Right out of a public-school text on the Progressive Era, the New Deal, the civil-rights era, the Great Society, etc. Scott even has a chapter called “In Defense of Politics.” My impression from both reviews is that James Scott is something of a throw back to the old "New Left" of the 1960s, except that many so-called New Leftists seemed, for a while at least, more comfortable with their similarities to even such groups as the John Birch Society. What we saw over and over again with the New Left, however, and with James Scott it seems, is an attempt to distance themselves from free-market thinkers that is based primarily in ignorance of both economics and the libertarian tradition.

Mike notes this:

Scott himself seems a little troubled by his similarity to certain free-market thinkers, and he is at pains to distance himself from “such proponents of laissez-faire as Friedrich Hayek." … Unfortunately, Scott says again and again in Seeing Like a State that his criticisms of top-down planning could be extended to “large-scale capitalism.” He makes these asides throughout his book even though he does not define “capitalism” and even though none of his case studies concerns a free-market project.

And Lucy Steigerwald agrees:

Scott’s thoughts on economics are hampered by the fact that he isn’t entirely clear on what libertarians believe. (He thinks the logical end of a purely free market is that a parent can sell a child because it’s “a personal choice.”)

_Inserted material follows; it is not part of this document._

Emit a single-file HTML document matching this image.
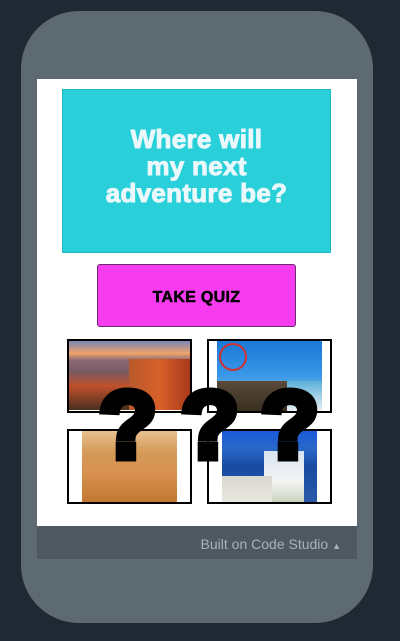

But the other thing that Mike Reid and Lucy Steigerwald agree on is that midway types like James Scott (and Jane Jacobs, whom many libertarians admire) are useful to libertarians and libertarianism, even as they try to distance themselves from those labels and this movement. It’s not just because they have important practical facts to teach us about spontaneous order (which is not a term they use), but also because future members of the ideologically pure elite will have taken their first steps by reading these ambivalent allies of freedom.